COLUMBIA — When Chaz Sutton watched college football games as a child growing up in Savannah, he wasn’t envisioning himself playing for the home-state team.
Sutton was a Miami fan. As in, The U. Somewhat unique in Savannah, and certainly strange, the senior South Carolina defensive end stuck out compared to the other kids in his neighborhood.
“Me being from Georgia, there’s always a lot of talk about UGA football,” Sutton said. “Me as a child, growing up I never really got into watching Georgia football as much. I always was a big fan of UM — University of Miami — because all the great players that had come from there. I was like, ‘Man, what if I could be one of those guys.’ ”
Sutton didn’t see the big deal in wearing a giant G on the side of his helmet. His attention was focused outside the hedges, not between them.
In high school, that changed.
As a top 10 weakside defensive end nationally — and top 20 overall prospect in Georgia — it didn’t take long for the Bulldogs to recruit Sutton. The questions soon followed. How high was Georgia on his list of schools? Would he be a Bulldog? Always, the answer was assumed.

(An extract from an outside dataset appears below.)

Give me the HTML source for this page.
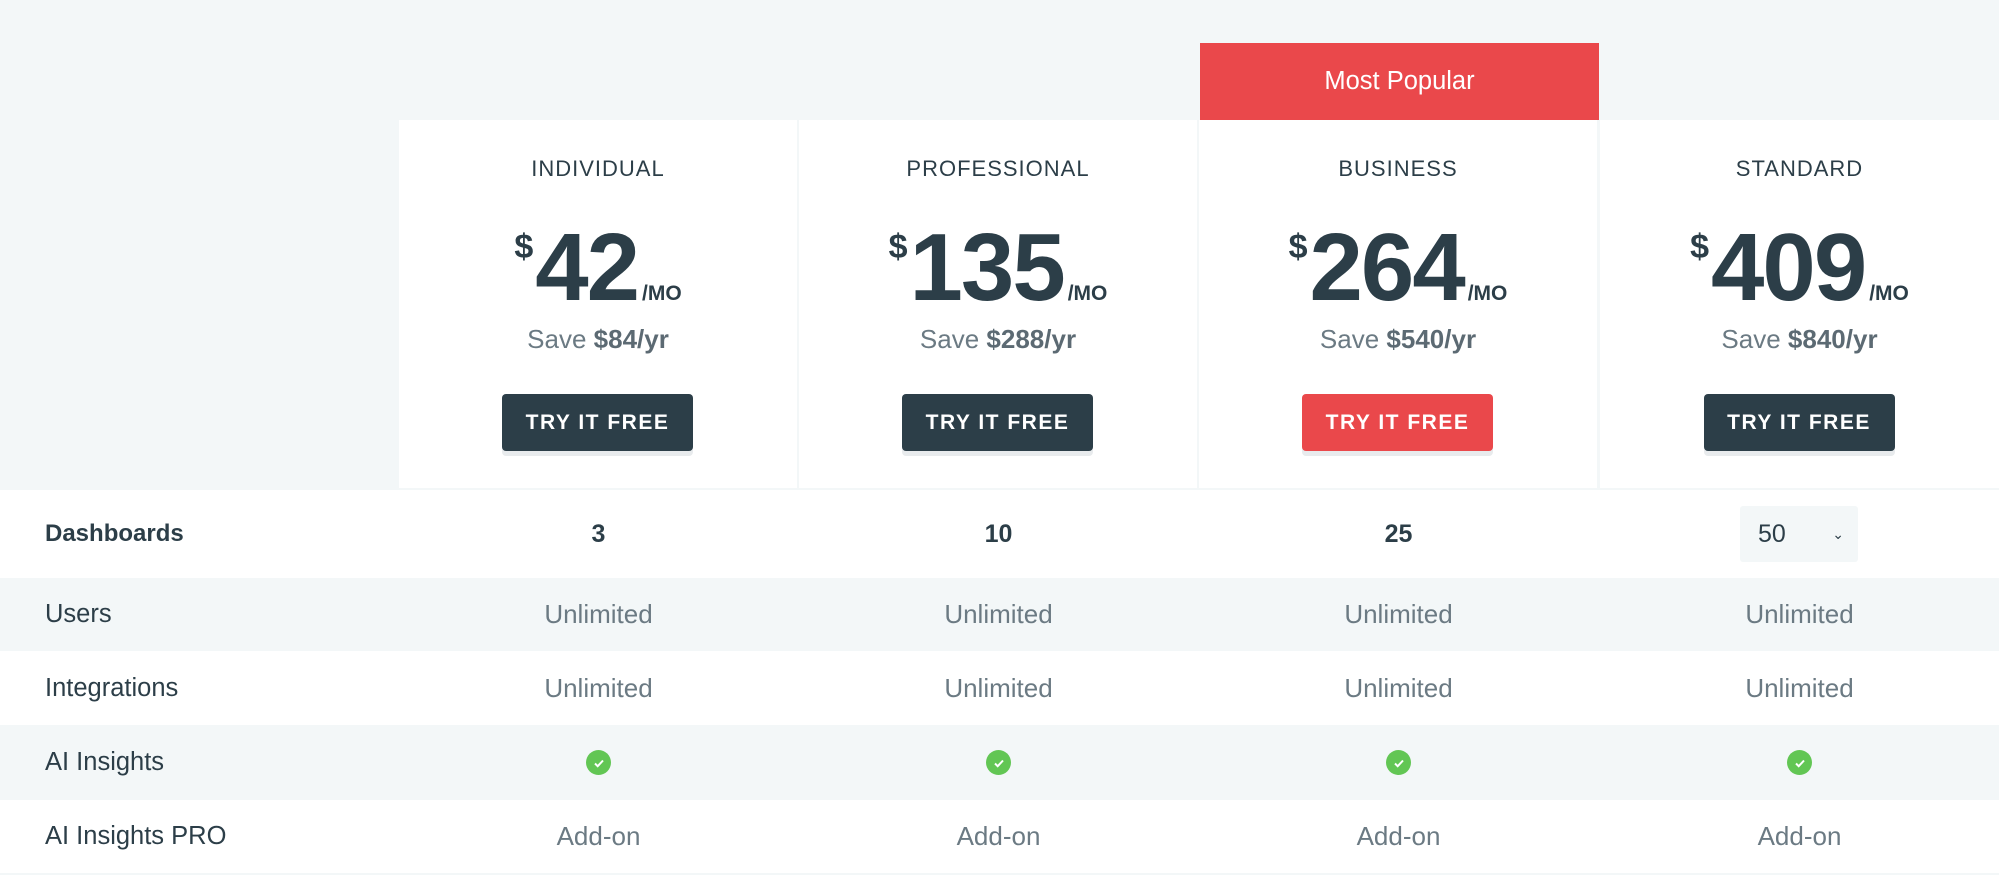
<!DOCTYPE html>
<html><head><meta charset="utf-8"><style>
*{margin:0;padding:0;box-sizing:border-box}
body{width:1999px;height:875px;background:#f3f7f8;font-family:"Liberation Sans",sans-serif;color:#2c3e48;position:relative;overflow:hidden}
.pop{position:absolute;left:1200px;top:43px;width:399px;height:77px;background:#ea484b;color:#fff;font-size:25.5px;text-align:center;line-height:77px}
.card{position:absolute;top:120px;height:368px;width:398px;background:#fff;text-align:center}
.name{position:absolute;top:156px;left:0;right:0;font-size:22px;letter-spacing:1px;color:#2c3e48}
.price{position:absolute;top:218px;left:0;right:0;height:100px;font-weight:bold;white-space:nowrap}
.price .d{font-size:34px;vertical-align:top;position:relative;top:10px;margin-right:2px}
.price .n{font-size:96px;line-height:100px;letter-spacing:-2px}
.price .m{font-size:21px;font-weight:bold;letter-spacing:0;margin-left:4px}
.save{position:absolute;top:325px;left:0;right:0;font-size:26px;color:#6b7a83}
.save b{color:#5c6a73}
.btn{position:absolute;top:274px;left:50%;margin-left:-96px;width:191px;height:57px;border-radius:4px;background:#2c3e48;color:#fff;font-weight:bold;font-size:21px;letter-spacing:1.5px;line-height:57px;box-shadow:0 5px 0 #e8ebed}
.red{background:#ea484b}
.row{position:absolute;left:0;width:1999px}
.row div{position:absolute;top:0;height:100%;display:flex;align-items:center;justify-content:center;width:399px;font-size:26px;color:#6b7a83}
.row .l{left:45px;justify-content:flex-start;color:#2c3e48;width:350px;font-size:25.5px}
.c1{left:399px}.c2{left:799px}.c3{left:1199px}.c4{left:1600px}
.chk{width:25px;height:25px;border-radius:50%;background:#62c654;display:flex;align-items:center;justify-content:center}
</style></head><body>
<div class="pop">Most Popular</div>
<div class="card" style="left:399px"><div class="name" style="top:36px">INDIVIDUAL</div><div class="price" style="top:98px"><span class="d">$</span><span class="n">42</span><span class="m">/MO</span></div><div class="save" style="top:204px">Save <b>$84/yr</b></div><div class="btn">TRY IT FREE</div></div>
<div class="card" style="left:799px"><div class="name" style="top:36px">PROFESSIONAL</div><div class="price" style="top:98px"><span class="d">$</span><span class="n">135</span><span class="m">/MO</span></div><div class="save" style="top:204px">Save <b>$288/yr</b></div><div class="btn">TRY IT FREE</div></div>
<div class="card" style="left:1199px"><div class="name" style="top:36px">BUSINESS</div><div class="price" style="top:98px"><span class="d">$</span><span class="n">264</span><span class="m">/MO</span></div><div class="save" style="top:204px">Save <b>$540/yr</b></div><div class="btn red">TRY IT FREE</div></div>
<div class="card" style="left:1600px;width:399px"><div class="name" style="top:36px">STANDARD</div><div class="price" style="top:98px"><span class="d">$</span><span class="n">409</span><span class="m">/MO</span></div><div class="save" style="top:204px">Save <b>$840/yr</b></div><div class="btn">TRY IT FREE</div></div>

<div class="row" style="top:490px;height:88px;background:#fff"><div class="l" style="font-weight:bold;font-size:24px">Dashboards</div><div class="c1" style="color:#2c3e48;font-weight:bold;font-size:25px">3</div><div class="c2" style="color:#2c3e48;font-weight:bold;font-size:25px">10</div><div class="c3" style="color:#2c3e48;font-weight:bold;font-size:25px">25</div>
<div style="left:1740px;top:16px;width:118px;height:56px;background:#f3f7f8;border-radius:3px;justify-content:space-between;padding:0 14px 0 18px;color:#2c3e48;font-size:25px">50<span style="font-size:14px">&#8964;</span></div></div>
<div class="row" style="top:578px;height:73px"><div class="l">Users</div><div class="c1">Unlimited</div><div class="c2">Unlimited</div><div class="c3">Unlimited</div><div class="c4">Unlimited</div></div>
<div class="row" style="top:651px;height:74px;background:#fff"><div class="l">Integrations</div><div class="c1">Unlimited</div><div class="c2">Unlimited</div><div class="c3">Unlimited</div><div class="c4">Unlimited</div></div>
<div class="row" style="top:725px;height:75px"><div class="l">AI Insights</div>
<div class="c1"><span class="chk"><svg width="14" height="14" viewBox="0 0 14 14"><path d="M3 7.5l2.7 2.7L11 4.5" fill="none" stroke="#fff" stroke-width="2"/></svg></span></div>
<div class="c2"><span class="chk"><svg width="14" height="14" viewBox="0 0 14 14"><path d="M3 7.5l2.7 2.7L11 4.5" fill="none" stroke="#fff" stroke-width="2"/></svg></span></div>
<div class="c3"><span class="chk"><svg width="14" height="14" viewBox="0 0 14 14"><path d="M3 7.5l2.7 2.7L11 4.5" fill="none" stroke="#fff" stroke-width="2"/></svg></span></div>
<div class="c4"><span class="chk"><svg width="14" height="14" viewBox="0 0 14 14"><path d="M3 7.5l2.7 2.7L11 4.5" fill="none" stroke="#fff" stroke-width="2"/></svg></span></div></div>
<div class="row" style="top:800px;height:73px;background:#fff"><div class="l">AI Insights PRO</div><div class="c1">Add-on</div><div class="c2">Add-on</div><div class="c3">Add-on</div><div class="c4">Add-on</div></div>
</body></html>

In Georgia, accepting the privilege to play inside Sanford Stadium is a birthright. That’s what everyone told him, so Sutton scheduled a trip to campus.
“Once I visited there, I just had a change of thought. Like, ‘That’s not a place I want to be,’” Sutton said.
He didn’t say what diverted his path, but Sutton represents a trend at USC. The Gamecocks have 25 players from Georgia, more than a quarter of their scholarship roster.
For those from the Peach State, the program’s three-game winning streak against Georgia — its longest in program history — carries special meaning.
“It’s like a rivalry game for me,” sophomore safety T.J. Gurley said. “Most of the Georgia players are from around where I’m from, so I know a lot of them. They’re talking a lot of trash, but it’s just all fun. It’s a rivalry game to me.”
Gurley mentioned a few Georgia players he knows from high school, including Bulldogs starting safety Tray Matthews. He recently hosted freshman cornerback Brendan Langley on a recruiting trip to Columbia.
“Me and him are real cool,” Gurley said.
Perhaps less cool this week.
With an 0-1 record — something that doesn’t mix well with Georgia’s preseason dreams of winning a national championship — the Bulldogs need no extra motivation this week. They return to their home stadium 4:30 p.m. Saturday licking wounds after an opening loss to Clemson nobody in Athens saw coming.
Perhaps USC coach Steve Spurrier was thinking the same when he downplayed the Border Bash on Tuesday. Spurrier, flashing his trademark sarcasm, said this matchup really isn’t that big of a rivalry. After all, so many other teams dislike the Bulldogs, and the Bulldogs dislike so many other teams. There is Florida and Auburn, heated rivals in both SEC divisions. Georgia even got in a postgame scrum with Vanderbilt two seasons ago.
It’s hard for the Bulldogs to keep track of all their enemies, Spurrier quipped.
“I don’t get near the hate from the Georgia side that I used to get,” he said.
But Saturday, things will get personal inside Sanford Stadium. Spurrier revived the rivalry when he came to Carolina almost a decade ago. After three straight victories, and with USC’s suddenly-fertile recruiting ground in the state, it’s hit another level in recent years.
Gurley doesn’t doubt Georgia will be motivated this weekend. He knows part of that will be USC’s attempt to make this crop of seniors the first ever to finish their careers undefeated against the Bulldogs.
“You know they don’t want to lose to us, because we’ve been beating them the past years,” Gurley said.
“They want to beat us. So they’re going to go out there and play hard. They know South Carolina has got a lot of Georgia players, and they know if we beat them we’re going to talk trash to each other.”